Hasil-hasil penelitian menunjukkan bahwa keterampilan-keterampilan kognitif
tingkat tinggi dapat dicapai oleh anak-anak yang belum mencapai umur yang
sesuai dengan jenjang-jenjang teori Piaget. Sebaliknya, banyak orang yang tidak
mencapai tahap operasional formal tanpa adanya manipulasi hal-hal yang
bersifat konkrit seperti pemakaian gambar, demonstrasi, pemberian model dll.

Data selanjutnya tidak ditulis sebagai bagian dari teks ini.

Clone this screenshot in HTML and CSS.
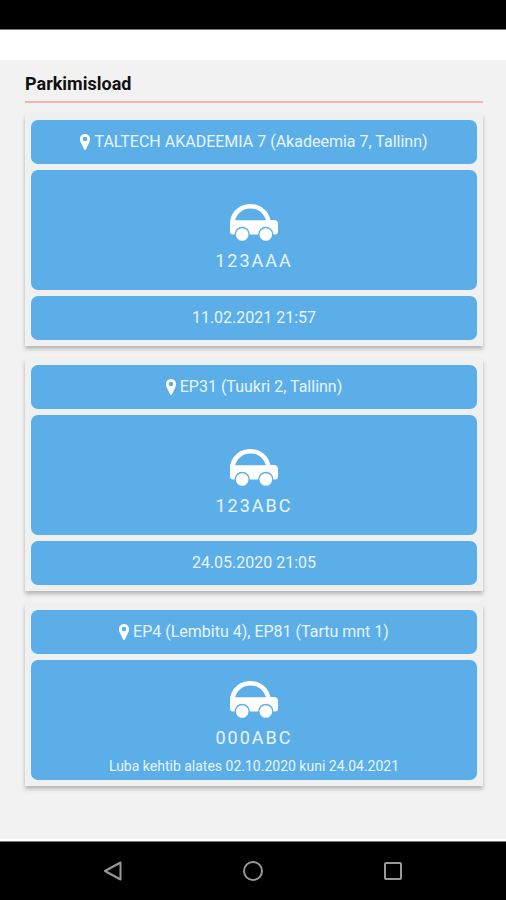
FILE: index.html
```html
<!DOCTYPE html>
<html lang="et">
<head>
<meta charset="utf-8">
<meta name="viewport" content="width=device-width, initial-scale=1">
<title>Parkimisload</title>
<link rel="stylesheet" href="styles.css">
</head>
<body>
<svg class="symbols" aria-hidden="true">
  <symbol id="pin" viewBox="0 0 10 16">
    <path fill-rule="evenodd" d="M5 0C2.200 0 0 2.200 0 5c0 1.500.3 2.500.8 3.500L4 15.200c.4.900 1.600.9 2 0L9.200 8.500C9.700 7.500 10 6.500 10 5c0-2.800-2.200-5-5-5zM5 2.700a2.300 2.300 0 1 1 0 4.600 2.300 2.300 0 0 1 0-4.600z"/>
  </symbol>
  <symbol id="car" viewBox="0 0 48 37">
    <path fill-rule="evenodd" d="M3 30.500C1 30.500 0 29.500 0 27.500V20C0 8.500 9 0 20.500 0 31 0 38.500 7 40.500 16H44c2.500 0 4 1.500 4 4v7.500c0 2-1 3-3 3H43.500a7.700 7.700 0 0 0-15.400 0H19.900a7.700 7.700 0 0 0-15.400 0zM5 16.200H36C33.500 9 28 4.500 20.500 4.500S7.500 9 5 16.200z"/>
    <circle cx="12.200" cy="30.500" r="6.300"/>
    <circle cx="35.800" cy="30.500" r="6.300"/>
  </symbol>
</svg>
<div class="screen">
  <div class="status-bar"></div>
  <header class="top-bar"></header>
  <main class="content">
    <h1 class="title">Parkimisload</h1>
    <div class="permits">
      <article class="permit">
        <div class="tile"><svg class="pin" aria-hidden="true"><use href="#pin"/></svg>TALTECH AKADEEMIA 7 (Akadeemia 7, Tallinn)</div>
        <div class="tile vehicle">
          <svg class="car" aria-hidden="true"><use href="#car"/></svg>
          <span class="plate">123AAA</span>
        </div>
        <div class="tile">11.02.2021 21:57</div>
      </article>
      <article class="permit">
        <div class="tile"><svg class="pin" aria-hidden="true"><use href="#pin"/></svg>EP31 (Tuukri 2, Tallinn)</div>
        <div class="tile vehicle">
          <svg class="car" aria-hidden="true"><use href="#car"/></svg>
          <span class="plate">123ABC</span>
        </div>
        <div class="tile">24.05.2020 21:05</div>
      </article>
      <article class="permit">
        <div class="tile"><svg class="pin" aria-hidden="true"><use href="#pin"/></svg>EP4 (Lembitu 4), EP81 (Tartu mnt 1)</div>
        <div class="tile vehicle">
          <svg class="car" aria-hidden="true"><use href="#car"/></svg>
          <span class="plate">000ABC</span>
          <span class="validity">Luba kehtib alates 02.10.2020 kuni 24.04.2021</span>
        </div>
      </article>
    </div>
  </main>
  <nav class="nav-bar">
    <button type="button" aria-label="Tagasi"><svg viewBox="0 0 20 20"><path d="M17.500 1.500v17L2 10z"/></svg></button>
    <button type="button" aria-label="Avakuva"><svg viewBox="0 0 20 20"><circle cx="10" cy="10" r="9"/></svg></button>
    <button type="button" aria-label="Hiljutised"><svg viewBox="0 0 20 20"><rect x="2" y="2" width="16" height="16" rx="1"/></svg></button>
  </nav>
</div>
</body>
</html>
```
FILE: styles.css
```css
* {
  box-sizing: border-box;
}

body {
  margin: 0;
  background: #f2f2f2;
  font-family: Roboto, "Liberation Sans", sans-serif;
}

.symbols {
  display: none;
}

.screen {
  display: flex;
  flex-direction: column;
  min-height: 100vh;
}

.status-bar {
  height: 30px;
  background: #000;
  border-bottom: 1px solid #777;
}

.top-bar {
  height: 30px;
  background: #fff;
}

.content {
  flex: 1;
  padding: 9px 23px 24px 25px;
  border-bottom: 2px solid #fff;
}

.title {
  margin: 0 0 11px;
  padding-bottom: 2px;
  border-bottom: 2px solid #f1b5b0;
  color: #111;
  font-size: 18px;
  font-weight: 700;
  line-height: 30px;
}

.permits {
  display: grid;
  gap: 13px;
}

.permit {
  display: grid;
  gap: 6px;
  padding: 6px;
  background: #eff1f1;
  box-shadow: 0 3px 4px rgba(0, 0, 0, 0.26);
}

.tile {
  display: flex;
  align-items: center;
  justify-content: center;
  min-height: 44px;
  border-radius: 7px;
  background: #5caee9;
  color: #e6f6ff;
  font-size: 16px;
  line-height: 20px;
  text-align: center;
}

.vehicle {
  flex-direction: column;
  min-height: 120px;
  padding-top: 16px;
}

.pin {
  flex: none;
  width: 10px;
  height: 16px;
  margin-right: 4px;
  fill: #fff;
}

.car {
  width: 48px;
  height: 37px;
  fill: #fff;
}

.plate {
  margin-top: 8px;
  font-size: 18px;
  letter-spacing: 2px;
  line-height: 24px;
}

.validity {
  margin-top: 6px;
  font-size: 14px;
  line-height: 20px;
}

.nav-bar {
  display: grid;
  grid-template-columns: repeat(3, 1fr);
  height: 59px;
  padding: 0 43px;
  border-top: 1px solid #777;
  background: #000;
}

.nav-bar button {
  display: grid;
  place-items: center;
  padding: 0;
  border: 0;
  background: none;
}

.nav-bar svg {
  width: 20px;
  height: 20px;
  fill: none;
  stroke: #999;
  stroke-width: 2px;
  stroke-linejoin: round;
}
```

Keterampilan ternyata lebih baik dipelajari melalui urutan, bukan berdasarkan
tahapan umur.
2) Teori Kognitif Jerome S. Bruner
Jerome
S. Bruner adalah seorang pakar psikologi perkembangan dan pakar psikologi
belajar kognitif, penelitiannya dalam bidang psikologi antara lain persepsi
manusia, motivasi, belajar, dan berpikir. Dalam mempelajari manusia, ia
menganggap manusia sebagai pemroses, pemikir, dan pencipta informasi (Dahar,
1988).
Dalam
pembahasan perkembangan kognisi, Bruner menekankan pada adanya pengaruh kebudayaan
pada tingkah laku seseorang. Bila Piaget menyatakan bahwa perkembangan kognitif
berpengaruh pada perkembangan bahasa seseorang, maka sebaliknya Bruner
menyatakan bahwa perkembangan bahasa besar pengaruhnya terhadap perkembangan
kognisi.
Menurut
Bruner, perkembangan kognisi seseorang terjadi melalui tiga tahap yang ditentukan
oleh cara dia melihat lingkungannya. Tahap pertama adalah tahap en-aktif, di
mana individu melakukan aktivitas-aktivitas untuk memahami lingkungannya.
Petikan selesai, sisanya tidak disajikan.